4.      Teori tentang Agama
Dalam teori ini Durkheim mengulas sifat-sifat, sumber bentuk-bentuk, akibat, dan variasi agama dari sudut pandang sosiologistis. Agama menurut Durkheim merupakan "a unified system of belief and practices relative to sacret things", dan selanjutnya " that is to say, things set apart and forbidden – belief and practices which unite into one single moral community called church all those who adhere to them." Agama menurut Durkheim berasal dari masyarakat itu sendiri. Masyarakat selalu membedakan mengenai hal-hal yang dianggap sacral dan hal-hal yang dianggap profane atau duniawi.

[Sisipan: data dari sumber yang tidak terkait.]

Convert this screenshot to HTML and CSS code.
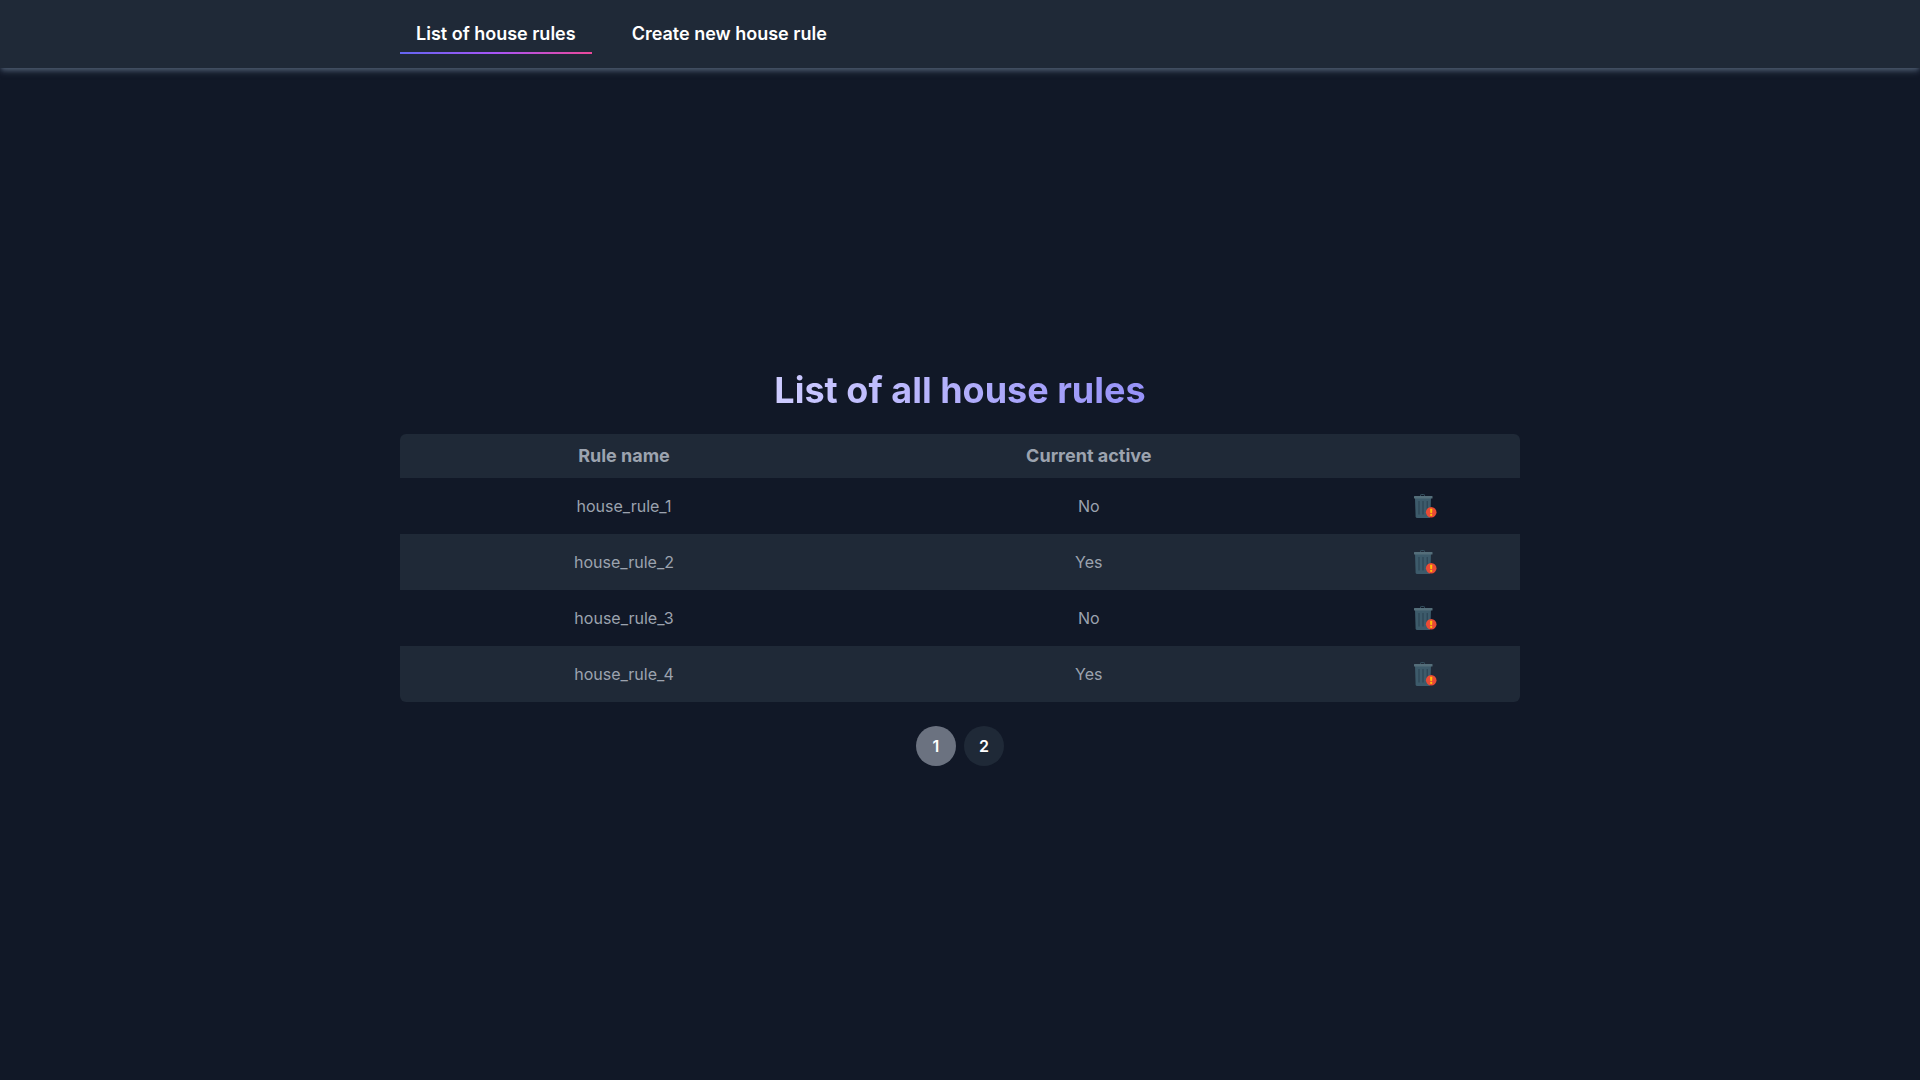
FILE: index.html
```html
<!DOCTYPE html>
<html lang="en">
<head>
  <meta charset="utf-8">
  <meta name="viewport" content="width=device-width, initial-scale=1">
  <title>House rules</title>
  <link rel="stylesheet" href="styles.css">
</head>
<body>
  <svg class="sprite" aria-hidden="true">
    <symbol id="trash" viewBox="0 0 24 24">
      <path d="M7.500 2V1.100Q7.500.500 8.200.500h2.600q.700 0 .700.600V2" fill="none" stroke="#35505f"/>
      <path d="M2 4h16l-.600 18.500q-.100 1.500-1.600 1.500H4.200q-1.500 0-1.600-1.500z" fill="#3d5b6b"/>
      <path d="M6 7v13.500M10 7v13.500M14.300 7v13.500" fill="none" stroke="#2f4858" stroke-width="1.400"/>
      <rect x="1" y="2" width="18.500" height="2.500" rx=".6" fill="#546e7a"/>
      <circle cx="18.200" cy="18.300" r="5.300" fill="#ea4b35"/>
      <path d="M17.100 14.700h2.200l-.200 4.200h-1.800z" fill="#ffc107"/>
      <circle cx="18.200" cy="20.900" r="1.100" fill="#ffc107"/>
    </symbol>
  </svg>

  <header class="site-header">
    <nav class="container tabs" aria-label="House rules">
      <a class="tab tab-active" href="#list" aria-current="page">List of house rules</a>
      <a class="tab" href="#create">Create new house rule</a>
    </nav>
  </header>

  <main class="container content">
    <h1 class="title">List of all house rules</h1>
    <table class="rules">
      <colgroup>
        <col class="col-name">
        <col class="col-active">
        <col class="col-action">
      </colgroup>
      <thead>
        <tr><th scope="col">Rule name</th><th scope="col">Current active</th><td></td></tr>
      </thead>
      <tbody>
        <tr>
          <td>house_rule_1</td><td>No</td>
          <td><button class="delete" type="button" aria-label="Delete house_rule_1"><svg class="icon"><use href="#trash"/></svg></button></td>
        </tr>
        <tr>
          <td>house_rule_2</td><td>Yes</td>
          <td><button class="delete" type="button" aria-label="Delete house_rule_2"><svg class="icon"><use href="#trash"/></svg></button></td>
        </tr>
        <tr>
          <td>house_rule_3</td><td>No</td>
          <td><button class="delete" type="button" aria-label="Delete house_rule_3"><svg class="icon"><use href="#trash"/></svg></button></td>
        </tr>
        <tr>
          <td>house_rule_4</td><td>Yes</td>
          <td><button class="delete" type="button" aria-label="Delete house_rule_4"><svg class="icon"><use href="#trash"/></svg></button></td>
        </tr>
      </tbody>
    </table>
    <nav class="pagination" aria-label="Pages">
      <button class="page page-current" type="button" aria-current="page">1</button>
      <button class="page" type="button">2</button>
    </nav>
  </main>
</body>
</html>
```
FILE: styles.css
```css
* {
  box-sizing: border-box;
}

body {
  display: flex;
  flex-direction: column;
  min-height: 100vh;
  margin: 0;
  background: #111827;
  color: #9ca3af;
  font-family: Inter, "Liberation Sans", sans-serif;
  font-size: 16px;
  line-height: 24px;
}

.sprite {
  display: none;
}

.container {
  width: 100%;
  max-width: 1152px;
  margin: 0 auto;
  padding: 0 16px;
}

.site-header {
  padding: 14px 0;
  background: #1f2937;
  box-shadow: 0 4px 6px -1px #475569, 0 2px 4px -2px #475569;
}

.tabs {
  display: flex;
  gap: 24px;
}

.tab {
  padding: 6px 16px 4px;
  border-bottom: 2px solid transparent;
  color: #fff;
  font-size: 18px;
  font-weight: 600;
  line-height: 28px;
  text-decoration: none;
}

.tab-active {
  border-image: linear-gradient(to right, #6366f1, #a855f7, #ec4899) 1;
}

.content {
  display: flex;
  flex: 1;
  flex-direction: column;
  align-items: center;
  justify-content: center;
  gap: 24px;
  padding-bottom: 12px;
}

.title {
  margin: 0;
  background: linear-gradient(to right, #ceccff, #9691f8);
  background-clip: text;
  color: transparent;
  font-size: 36px;
  font-weight: 700;
  line-height: 40px;
}

.rules {
  width: 100%;
  border-collapse: collapse;
  border-radius: 6px;
  overflow: hidden;
  table-layout: fixed;
  text-align: center;
}

.col-name {
  width: 40%;
}

.col-active {
  width: 43%;
}

.col-action {
  width: 17%;
}

.rules th {
  padding: 8px;
  font-size: 18px;
  font-weight: 700;
  line-height: 28px;
}

.rules td {
  padding: 16px 8px;
}

.rules thead td {
  padding: 0;
}

.rules thead,
.rules tbody tr:nth-child(even) {
  background: #1f2937;
}

.delete {
  display: block;
  margin: 0 auto;
  padding: 0;
  border: 0;
  background: none;
  cursor: pointer;
}

.icon {
  display: block;
  width: 24px;
  height: 24px;
}

.pagination {
  display: flex;
  gap: 8px;
}

.page {
  width: 40px;
  height: 40px;
  padding: 0;
  border: 0;
  border-radius: 50%;
  background: #1f2937;
  color: #fff;
  font: inherit;
  font-weight: 600;
  cursor: pointer;
}

.page-current {
  background: #6b7280;
}
```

Dasar dari pendapat Durkheim adalah agama merupakan perwujudan dari collective consciouness sekalipun selalu ada perwujudaan-perwujudan lainnya. Tuhan dianggap sebagai simbol dari masyarakat itu sendiri yang sebagai collective consciouness kemudian menjelma ke dalam collective representation. Tuhan itu hanya lah idealisme dari masyarakat itu sendiri yang menganggapnya sebagai makhluk yang paling sempurna (Tuhan adalah personifikasi masyarakat).
Kesimpulannya, agama merupakan lambang collective representation dalam bentuknya yang ideal, agama adalah sarana untuk memperkuat kesadaran kolektif seperti ritus-ritus agama. Orang yang terlibat dalam upacara keagamaan maka kesadaran mereka tentang collective consciouness semakin bertambah kuat. Sesudah upacara keagamaan suasana keagamaaan dibawa dalam kehidupan sehari-hari, kemudian lambat laun collective consciouness tersebut semakin lemah kembali.